▶ **TASK INSTRUCTIONS**: Transcribe the data in full and exactly, omitting any pictures.

▶ **COLLECTED DATA**:
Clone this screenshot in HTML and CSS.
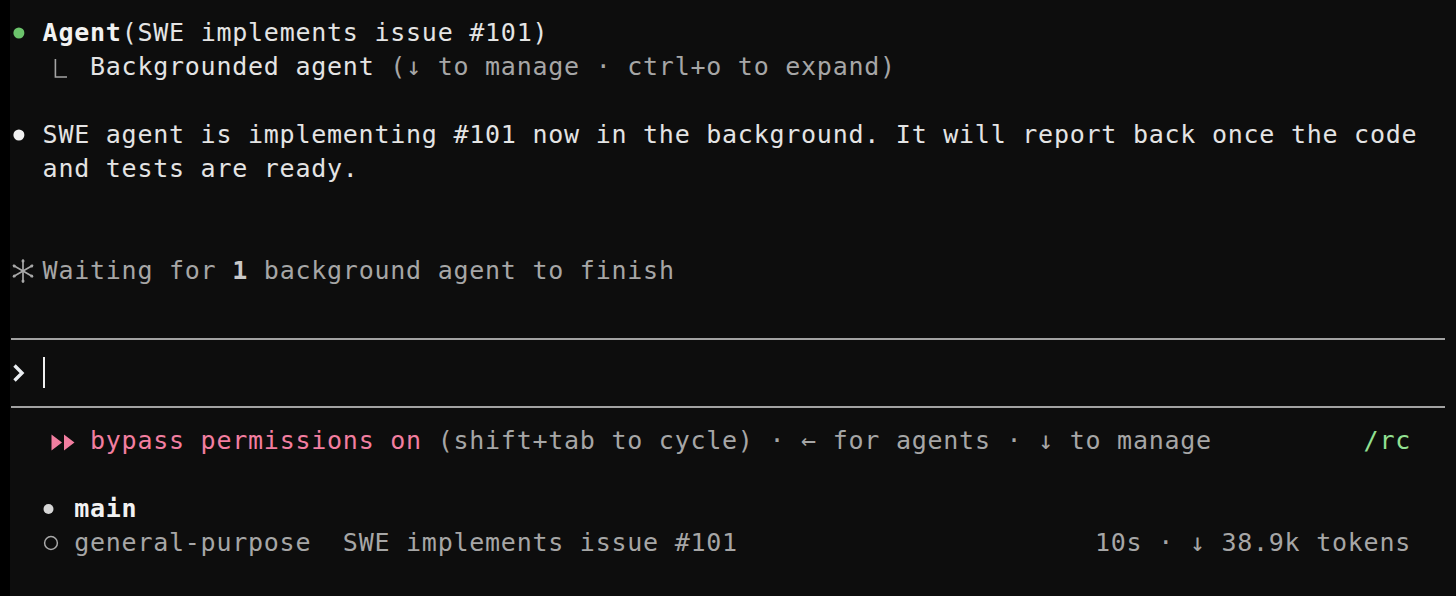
FILE: index.html
```html
<!DOCTYPE html>
<html lang="en">
<head>
<meta charset="utf-8">
<title>Terminal</title>
<link rel="stylesheet" href="styles.css">
</head>
<body>
<div class="screen">
  <div class="edge"></div>
  <div class="term">
    <div class="line"><svg class="cell" viewBox="0 0 15.8 34"><circle cx="7.9" cy="17" r="5.5" fill="#6cc46c"/></svg> <b class="strong">Agent</b>(SWE implements issue #101)</div>
    <div class="line">  <svg class="cell2" viewBox="0 0 31.6 34"><path d="M12.4 9 V27 H24" fill="none" stroke="#a4a4a4" stroke-width="1.6"/></svg> Backgrounded agent <span class="dim">(↓ to manage · ctrl+o to expand)</span></div>
    <div class="line"></div>
    <div class="line"><svg class="cell" viewBox="0 0 15.8 34"><circle cx="7.9" cy="17" r="5.5" fill="#f2f2f2"/></svg> SWE agent is implementing #101 now in the background. It will report back once the code</div>
    <div class="line">  and tests are ready.</div>
    <div class="line"></div>
    <div class="line"></div>
    <div class="line"><svg class="cell" viewBox="0 0 15.8 34"><g stroke="#a8a8a8" stroke-width="1.7" stroke-linecap="round"><path d="M12 6 V28"/><path d="M2.5 11.5 L21.5 22.5"/><path d="M2.5 22.5 L21.5 11.5"/></g><g fill="#a8a8a8"><circle cx="12" cy="7" r="1.5"/><circle cx="12" cy="27" r="1.5"/><circle cx="3.3" cy="12" r="1.5"/><circle cx="20.7" cy="22" r="1.5"/><circle cx="3.3" cy="22" r="1.5"/><circle cx="20.7" cy="12" r="1.5"/></g></svg> <span class="dim">Waiting for <b class="num">1</b> background agent to finish</span></div>
    <div class="line"></div>
    <div class="rule-row"><div class="rule"></div></div>
    <div class="line"><svg class="cell" viewBox="0 0 15.8 34"><path d="M3.5 9.5 L11 17 L3.5 24.5" fill="none" stroke="#eaeef2" stroke-width="3.4" stroke-linejoin="miter"/></svg> <span class="cursor"></span></div>
    <div class="rule-row"><div class="rule"></div></div>
    <div class="line split"><span>  <svg class="cell2" viewBox="0 0 31.6 34"><path d="M8.5 10.5 L19 18.5 L8.5 26.5 Z M21 10.5 L31.5 18.5 L21 26.5 Z" fill="#f27ea0"/></svg> <span class="pink">bypass permissions on</span><span class="dim"> (shift+tab to cycle) · ← for agents · ↓ to manage</span></span><span class="green">/rc</span></div>
    <div class="line"></div>
    <div class="line">  <svg class="cell" viewBox="0 0 15.8 34"><circle cx="5.5" cy="17" r="5" fill="#d6d6d6"/></svg> <b class="strong">main</b></div>
    <div class="line split dim"><span>  <svg class="cell" viewBox="0 0 15.8 34"><circle cx="8" cy="17" r="6.4" fill="none" stroke="#a8a8a8" stroke-width="1.5"/></svg> general-purpose  SWE implements issue #101</span><span>10s · ↓ 38.9k tokens</span></div>
  </div>
</div>
</body>
</html>
```

FILE: styles.css
```css
html, body {
  margin: 0;
  padding: 0;
  background: #0c0c0c;
}

.screen {
  display: flex;
  width: 1456px;
  height: 596px;
  overflow: hidden;
  background: #0d0d0d;
}

.edge {
  flex: none;
  width: 10px;
  background: #000;
}

.term {
  flex: 1;
  padding: 16px 0 0 1px;
  font-family: "DejaVu Sans Mono", "Liberation Mono", monospace;
  font-size: 25px;
  letter-spacing: 0.75px;
  line-height: 34px;
  color: #e4e4e4;
}

.line {
  height: 34px;
  white-space: pre;
}

.split {
  display: flex;
  justify-content: space-between;
  width: 1400px;
}

.cell {
  display: inline-block;
  width: 15.8px;
  height: 34px;
  vertical-align: top;
  overflow: visible;
}

.cell2 {
  display: inline-block;
  width: 31.6px;
  height: 34px;
  vertical-align: top;
  overflow: visible;
}

.strong {
  font-weight: bold;
  color: #f2f2f2;
}

.dim {
  color: #a6a6a6;
}

.num {
  font-weight: bold;
  color: #c8c8c8;
}

.pink {
  color: #f27ea0;
}

.green {
  color: #92e092;
}

.cursor {
  display: inline-block;
  width: 2px;
  height: 31px;
  margin-top: 1px;
  vertical-align: top;
  background: #f0f0f0;
}

.rule-row {
  height: 34px;
  display: flex;
  align-items: center;
  padding-right: 11px;
}

.rule {
  flex: 1;
  height: 2px;
  background: #a2a2a2;
}
```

▶ **TASK SOLUTION**:
Clone this screenshot in HTML and CSS.
FILE: index.html
```html
<!DOCTYPE html>
<html lang="en">
<head>
<meta charset="utf-8">
<title>Terminal</title>
<link rel="stylesheet" href="styles.css">
</head>
<body>
<div class="screen">
  <div class="edge"></div>
  <div class="term">
    <div class="line"><svg class="cell" viewBox="0 0 15.8 34"><circle cx="7.9" cy="17" r="5.5" fill="#6cc46c"/></svg> <b class="strong">Agent</b>(SWE implements issue #101)</div>
    <div class="line">  <svg class="cell2" viewBox="0 0 31.6 34"><path d="M12.4 9 V27 H24" fill="none" stroke="#a4a4a4" stroke-width="1.6"/></svg> Backgrounded agent <span class="dim">(↓ to manage · ctrl+o to expand)</span></div>
    <div class="line"></div>
    <div class="line"><svg class="cell" viewBox="0 0 15.8 34"><circle cx="7.9" cy="17" r="5.5" fill="#f2f2f2"/></svg> SWE agent is implementing #101 now in the background. It will report back once the code</div>
    <div class="line">  and tests are ready.</div>
    <div class="line"></div>
    <div class="line"></div>
    <div class="line"><svg class="cell" viewBox="0 0 15.8 34"><g stroke="#a8a8a8" stroke-width="1.7" stroke-linecap="round"><path d="M12 6 V28"/><path d="M2.5 11.5 L21.5 22.5"/><path d="M2.5 22.5 L21.5 11.5"/></g><g fill="#a8a8a8"><circle cx="12" cy="7" r="1.5"/><circle cx="12" cy="27" r="1.5"/><circle cx="3.3" cy="12" r="1.5"/><circle cx="20.7" cy="22" r="1.5"/><circle cx="3.3" cy="22" r="1.5"/><circle cx="20.7" cy="12" r="1.5"/></g></svg> <span class="dim">Waiting for <b class="num">1</b> background agent to finish</span></div>
    <div class="line"></div>
    <div class="rule-row"><div class="rule"></div></div>
    <div class="line"><svg class="cell" viewBox="0 0 15.8 34"><path d="M3.5 9.5 L11 17 L3.5 24.5" fill="none" stroke="#eaeef2" stroke-width="3.4" stroke-linejoin="miter"/></svg> <span class="cursor"></span></div>
    <div class="rule-row"><div class="rule"></div></div>
    <div class="line split"><span>  <svg class="cell2" viewBox="0 0 31.6 34"><path d="M8.5 10.5 L19 18.5 L8.5 26.5 Z M21 10.5 L31.5 18.5 L21 26.5 Z" fill="#f27ea0"/></svg> <span class="pink">bypass permissions on</span><span class="dim"> (shift+tab to cycle) · ← for agents · ↓ to manage</span></span><span class="green">/rc</span></div>
    <div class="line"></div>
    <div class="line">  <svg class="cell" viewBox="0 0 15.8 34"><circle cx="5.5" cy="17" r="5" fill="#d6d6d6"/></svg> <b class="strong">main</b></div>
    <div class="line split dim"><span>  <svg class="cell" viewBox="0 0 15.8 34"><circle cx="8" cy="17" r="6.4" fill="none" stroke="#a8a8a8" stroke-width="1.5"/></svg> general-purpose  SWE implements issue #101</span><span>10s · ↓ 38.9k tokens</span></div>
  </div>
</div>
</body>
</html>
```

FILE: styles.css
```css
html, body {
  margin: 0;
  padding: 0;
  background: #0c0c0c;
}

.screen {
  display: flex;
  width: 1456px;
  height: 596px;
  overflow: hidden;
  background: #0d0d0d;
}

.edge {
  flex: none;
  width: 10px;
  background: #000;
}

.term {
  flex: 1;
  padding: 16px 0 0 1px;
  font-family: "DejaVu Sans Mono", "Liberation Mono", monospace;
  font-size: 25px;
  letter-spacing: 0.75px;
  line-height: 34px;
  color: #e4e4e4;
}

.line {
  height: 34px;
  white-space: pre;
}

.split {
  display: flex;
  justify-content: space-between;
  width: 1400px;
}

.cell {
  display: inline-block;
  width: 15.8px;
  height: 34px;
  vertical-align: top;
  overflow: visible;
}

.cell2 {
  display: inline-block;
  width: 31.6px;
  height: 34px;
  vertical-align: top;
  overflow: visible;
}

.strong {
  font-weight: bold;
  color: #f2f2f2;
}

.dim {
  color: #a6a6a6;
}

.num {
  font-weight: bold;
  color: #c8c8c8;
}

.pink {
  color: #f27ea0;
}

.green {
  color: #92e092;
}

.cursor {
  display: inline-block;
  width: 2px;
  height: 31px;
  margin-top: 1px;
  vertical-align: top;
  background: #f0f0f0;
}

.rule-row {
  height: 34px;
  display: flex;
  align-items: center;
  padding-right: 11px;
}

.rule {
  flex: 1;
  height: 2px;
  background: #a2a2a2;
}
```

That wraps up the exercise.